▶ WORK INSTRUCTIONS: Write out the entire listing below exactly, with the pictures left out.

▶ GIVEN MATERIAL:
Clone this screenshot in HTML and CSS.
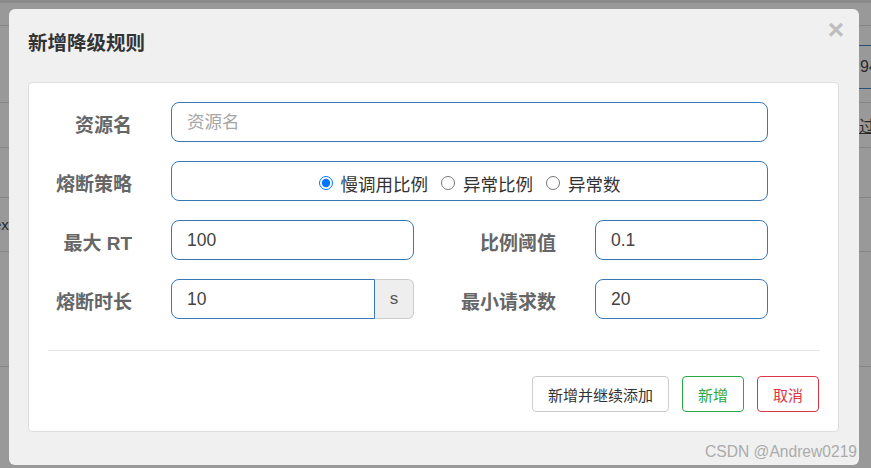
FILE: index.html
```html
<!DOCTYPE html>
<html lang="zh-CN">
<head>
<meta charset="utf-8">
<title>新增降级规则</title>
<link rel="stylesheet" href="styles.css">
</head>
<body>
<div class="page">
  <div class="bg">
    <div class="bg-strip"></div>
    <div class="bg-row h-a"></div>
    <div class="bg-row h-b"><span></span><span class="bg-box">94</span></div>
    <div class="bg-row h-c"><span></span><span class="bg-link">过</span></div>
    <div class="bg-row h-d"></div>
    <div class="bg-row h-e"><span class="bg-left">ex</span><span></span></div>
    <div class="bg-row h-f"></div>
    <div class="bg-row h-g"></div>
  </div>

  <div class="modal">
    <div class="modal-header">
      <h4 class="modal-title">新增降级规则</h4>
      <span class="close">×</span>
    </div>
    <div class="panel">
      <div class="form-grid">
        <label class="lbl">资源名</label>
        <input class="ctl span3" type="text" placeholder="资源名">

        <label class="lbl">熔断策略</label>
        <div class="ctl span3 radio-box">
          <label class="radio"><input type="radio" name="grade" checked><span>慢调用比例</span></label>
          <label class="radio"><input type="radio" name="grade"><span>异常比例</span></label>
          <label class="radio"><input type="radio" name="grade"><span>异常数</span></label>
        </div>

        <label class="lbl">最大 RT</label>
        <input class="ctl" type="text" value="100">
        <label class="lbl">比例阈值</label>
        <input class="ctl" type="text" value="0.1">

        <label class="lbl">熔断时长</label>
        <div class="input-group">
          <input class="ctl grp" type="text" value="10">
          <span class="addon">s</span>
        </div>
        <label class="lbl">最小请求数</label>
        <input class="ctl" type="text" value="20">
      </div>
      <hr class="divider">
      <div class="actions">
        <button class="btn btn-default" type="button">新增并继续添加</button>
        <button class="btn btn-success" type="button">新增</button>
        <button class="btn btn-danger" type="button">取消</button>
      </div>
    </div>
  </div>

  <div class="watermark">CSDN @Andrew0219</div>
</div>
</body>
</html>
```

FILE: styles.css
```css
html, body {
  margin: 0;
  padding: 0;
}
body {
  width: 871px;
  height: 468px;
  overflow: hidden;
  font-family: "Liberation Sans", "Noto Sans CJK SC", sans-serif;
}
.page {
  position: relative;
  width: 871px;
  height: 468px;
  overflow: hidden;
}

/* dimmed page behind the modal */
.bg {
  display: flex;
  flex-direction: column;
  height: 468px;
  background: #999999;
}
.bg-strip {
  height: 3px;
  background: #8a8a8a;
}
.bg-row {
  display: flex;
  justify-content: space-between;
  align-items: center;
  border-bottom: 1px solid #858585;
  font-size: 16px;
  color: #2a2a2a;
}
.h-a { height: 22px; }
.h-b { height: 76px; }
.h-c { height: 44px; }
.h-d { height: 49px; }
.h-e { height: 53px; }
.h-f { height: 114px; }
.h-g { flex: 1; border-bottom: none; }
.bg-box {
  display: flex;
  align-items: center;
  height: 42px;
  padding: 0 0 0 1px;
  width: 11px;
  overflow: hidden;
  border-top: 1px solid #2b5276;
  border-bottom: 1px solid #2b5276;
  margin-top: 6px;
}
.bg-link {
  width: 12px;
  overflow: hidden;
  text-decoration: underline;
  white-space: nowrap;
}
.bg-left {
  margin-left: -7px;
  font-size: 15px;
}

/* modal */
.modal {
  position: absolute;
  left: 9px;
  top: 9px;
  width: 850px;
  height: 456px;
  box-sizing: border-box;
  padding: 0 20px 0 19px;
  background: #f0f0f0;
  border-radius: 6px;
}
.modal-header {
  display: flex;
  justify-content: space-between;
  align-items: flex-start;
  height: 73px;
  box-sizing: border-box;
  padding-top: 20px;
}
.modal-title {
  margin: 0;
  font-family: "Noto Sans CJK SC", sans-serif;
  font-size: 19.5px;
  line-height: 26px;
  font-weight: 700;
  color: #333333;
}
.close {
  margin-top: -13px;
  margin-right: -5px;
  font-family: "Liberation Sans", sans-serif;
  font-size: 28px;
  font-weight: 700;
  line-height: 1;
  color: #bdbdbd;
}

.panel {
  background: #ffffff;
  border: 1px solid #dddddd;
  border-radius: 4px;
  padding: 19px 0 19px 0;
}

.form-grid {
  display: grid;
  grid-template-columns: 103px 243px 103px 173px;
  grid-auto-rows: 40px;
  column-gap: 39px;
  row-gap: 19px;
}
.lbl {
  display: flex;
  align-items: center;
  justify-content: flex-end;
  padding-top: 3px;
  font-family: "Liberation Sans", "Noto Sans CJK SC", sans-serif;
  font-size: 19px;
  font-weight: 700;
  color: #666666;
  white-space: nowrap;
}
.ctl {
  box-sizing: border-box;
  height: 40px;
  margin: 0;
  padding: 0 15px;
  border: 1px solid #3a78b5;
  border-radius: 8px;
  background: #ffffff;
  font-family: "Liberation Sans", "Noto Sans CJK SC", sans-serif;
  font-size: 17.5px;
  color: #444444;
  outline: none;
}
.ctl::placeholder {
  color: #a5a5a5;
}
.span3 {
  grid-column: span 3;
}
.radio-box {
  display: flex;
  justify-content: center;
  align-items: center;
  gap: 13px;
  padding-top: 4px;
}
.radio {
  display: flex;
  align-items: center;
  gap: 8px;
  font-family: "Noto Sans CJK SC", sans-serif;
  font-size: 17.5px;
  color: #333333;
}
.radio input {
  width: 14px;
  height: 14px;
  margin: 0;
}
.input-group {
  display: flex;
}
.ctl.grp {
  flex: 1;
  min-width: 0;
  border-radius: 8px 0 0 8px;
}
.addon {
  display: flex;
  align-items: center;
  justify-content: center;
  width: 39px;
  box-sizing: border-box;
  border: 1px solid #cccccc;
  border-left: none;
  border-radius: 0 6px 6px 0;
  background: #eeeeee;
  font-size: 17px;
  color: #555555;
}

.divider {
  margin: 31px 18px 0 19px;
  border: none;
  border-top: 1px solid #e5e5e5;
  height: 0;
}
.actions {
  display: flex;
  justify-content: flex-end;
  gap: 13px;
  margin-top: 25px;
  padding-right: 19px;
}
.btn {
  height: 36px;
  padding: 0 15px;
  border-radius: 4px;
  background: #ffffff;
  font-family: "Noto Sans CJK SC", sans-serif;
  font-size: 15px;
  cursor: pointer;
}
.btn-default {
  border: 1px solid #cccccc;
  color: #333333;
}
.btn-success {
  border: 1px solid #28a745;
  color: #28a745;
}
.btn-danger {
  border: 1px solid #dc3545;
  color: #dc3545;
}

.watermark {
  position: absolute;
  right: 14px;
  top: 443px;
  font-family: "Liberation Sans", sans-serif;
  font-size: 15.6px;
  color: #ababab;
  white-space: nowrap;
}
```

▶ TASK SOLUTION:
Clone this screenshot in HTML and CSS.
FILE: index.html
```html
<!DOCTYPE html>
<html lang="zh-CN">
<head>
<meta charset="utf-8">
<title>新增降级规则</title>
<link rel="stylesheet" href="styles.css">
</head>
<body>
<div class="page">
  <div class="bg">
    <div class="bg-strip"></div>
    <div class="bg-row h-a"></div>
    <div class="bg-row h-b"><span></span><span class="bg-box">94</span></div>
    <div class="bg-row h-c"><span></span><span class="bg-link">过</span></div>
    <div class="bg-row h-d"></div>
    <div class="bg-row h-e"><span class="bg-left">ex</span><span></span></div>
    <div class="bg-row h-f"></div>
    <div class="bg-row h-g"></div>
  </div>

  <div class="modal">
    <div class="modal-header">
      <h4 class="modal-title">新增降级规则</h4>
      <span class="close">×</span>
    </div>
    <div class="panel">
      <div class="form-grid">
        <label class="lbl">资源名</label>
        <input class="ctl span3" type="text" placeholder="资源名">

        <label class="lbl">熔断策略</label>
        <div class="ctl span3 radio-box">
          <label class="radio"><input type="radio" name="grade" checked><span>慢调用比例</span></label>
          <label class="radio"><input type="radio" name="grade"><span>异常比例</span></label>
          <label class="radio"><input type="radio" name="grade"><span>异常数</span></label>
        </div>

        <label class="lbl">最大 RT</label>
        <input class="ctl" type="text" value="100">
        <label class="lbl">比例阈值</label>
        <input class="ctl" type="text" value="0.1">

        <label class="lbl">熔断时长</label>
        <div class="input-group">
          <input class="ctl grp" type="text" value="10">
          <span class="addon">s</span>
        </div>
        <label class="lbl">最小请求数</label>
        <input class="ctl" type="text" value="20">
      </div>
      <hr class="divider">
      <div class="actions">
        <button class="btn btn-default" type="button">新增并继续添加</button>
        <button class="btn btn-success" type="button">新增</button>
        <button class="btn btn-danger" type="button">取消</button>
      </div>
    </div>
  </div>

  <div class="watermark">CSDN @Andrew0219</div>
</div>
</body>
</html>
```

FILE: styles.css
```css
html, body {
  margin: 0;
  padding: 0;
}
body {
  width: 871px;
  height: 468px;
  overflow: hidden;
  font-family: "Liberation Sans", "Noto Sans CJK SC", sans-serif;
}
.page {
  position: relative;
  width: 871px;
  height: 468px;
  overflow: hidden;
}

/* dimmed page behind the modal */
.bg {
  display: flex;
  flex-direction: column;
  height: 468px;
  background: #999999;
}
.bg-strip {
  height: 3px;
  background: #8a8a8a;
}
.bg-row {
  display: flex;
  justify-content: space-between;
  align-items: center;
  border-bottom: 1px solid #858585;
  font-size: 16px;
  color: #2a2a2a;
}
.h-a { height: 22px; }
.h-b { height: 76px; }
.h-c { height: 44px; }
.h-d { height: 49px; }
.h-e { height: 53px; }
.h-f { height: 114px; }
.h-g { flex: 1; border-bottom: none; }
.bg-box {
  display: flex;
  align-items: center;
  height: 42px;
  padding: 0 0 0 1px;
  width: 11px;
  overflow: hidden;
  border-top: 1px solid #2b5276;
  border-bottom: 1px solid #2b5276;
  margin-top: 6px;
}
.bg-link {
  width: 12px;
  overflow: hidden;
  text-decoration: underline;
  white-space: nowrap;
}
.bg-left {
  margin-left: -7px;
  font-size: 15px;
}

/* modal */
.modal {
  position: absolute;
  left: 9px;
  top: 9px;
  width: 850px;
  height: 456px;
  box-sizing: border-box;
  padding: 0 20px 0 19px;
  background: #f0f0f0;
  border-radius: 6px;
}
.modal-header {
  display: flex;
  justify-content: space-between;
  align-items: flex-start;
  height: 73px;
  box-sizing: border-box;
  padding-top: 20px;
}
.modal-title {
  margin: 0;
  font-family: "Noto Sans CJK SC", sans-serif;
  font-size: 19.5px;
  line-height: 26px;
  font-weight: 700;
  color: #333333;
}
.close {
  margin-top: -13px;
  margin-right: -5px;
  font-family: "Liberation Sans", sans-serif;
  font-size: 28px;
  font-weight: 700;
  line-height: 1;
  color: #bdbdbd;
}

.panel {
  background: #ffffff;
  border: 1px solid #dddddd;
  border-radius: 4px;
  padding: 19px 0 19px 0;
}

.form-grid {
  display: grid;
  grid-template-columns: 103px 243px 103px 173px;
  grid-auto-rows: 40px;
  column-gap: 39px;
  row-gap: 19px;
}
.lbl {
  display: flex;
  align-items: center;
  justify-content: flex-end;
  padding-top: 3px;
  font-family: "Liberation Sans", "Noto Sans CJK SC", sans-serif;
  font-size: 19px;
  font-weight: 700;
  color: #666666;
  white-space: nowrap;
}
.ctl {
  box-sizing: border-box;
  height: 40px;
  margin: 0;
  padding: 0 15px;
  border: 1px solid #3a78b5;
  border-radius: 8px;
  background: #ffffff;
  font-family: "Liberation Sans", "Noto Sans CJK SC", sans-serif;
  font-size: 17.5px;
  color: #444444;
  outline: none;
}
.ctl::placeholder {
  color: #a5a5a5;
}
.span3 {
  grid-column: span 3;
}
.radio-box {
  display: flex;
  justify-content: center;
  align-items: center;
  gap: 13px;
  padding-top: 4px;
}
.radio {
  display: flex;
  align-items: center;
  gap: 8px;
  font-family: "Noto Sans CJK SC", sans-serif;
  font-size: 17.5px;
  color: #333333;
}
.radio input {
  width: 14px;
  height: 14px;
  margin: 0;
}
.input-group {
  display: flex;
}
.ctl.grp {
  flex: 1;
  min-width: 0;
  border-radius: 8px 0 0 8px;
}
.addon {
  display: flex;
  align-items: center;
  justify-content: center;
  width: 39px;
  box-sizing: border-box;
  border: 1px solid #cccccc;
  border-left: none;
  border-radius: 0 6px 6px 0;
  background: #eeeeee;
  font-size: 17px;
  color: #555555;
}

.divider {
  margin: 31px 18px 0 19px;
  border: none;
  border-top: 1px solid #e5e5e5;
  height: 0;
}
.actions {
  display: flex;
  justify-content: flex-end;
  gap: 13px;
  margin-top: 25px;
  padding-right: 19px;
}
.btn {
  height: 36px;
  padding: 0 15px;
  border-radius: 4px;
  background: #ffffff;
  font-family: "Noto Sans CJK SC", sans-serif;
  font-size: 15px;
  cursor: pointer;
}
.btn-default {
  border: 1px solid #cccccc;
  color: #333333;
}
.btn-success {
  border: 1px solid #28a745;
  color: #28a745;
}
.btn-danger {
  border: 1px solid #dc3545;
  color: #dc3545;
}

.watermark {
  position: absolute;
  right: 14px;
  top: 443px;
  font-family: "Liberation Sans", sans-serif;
  font-size: 15.6px;
  color: #ababab;
  white-space: nowrap;
}
```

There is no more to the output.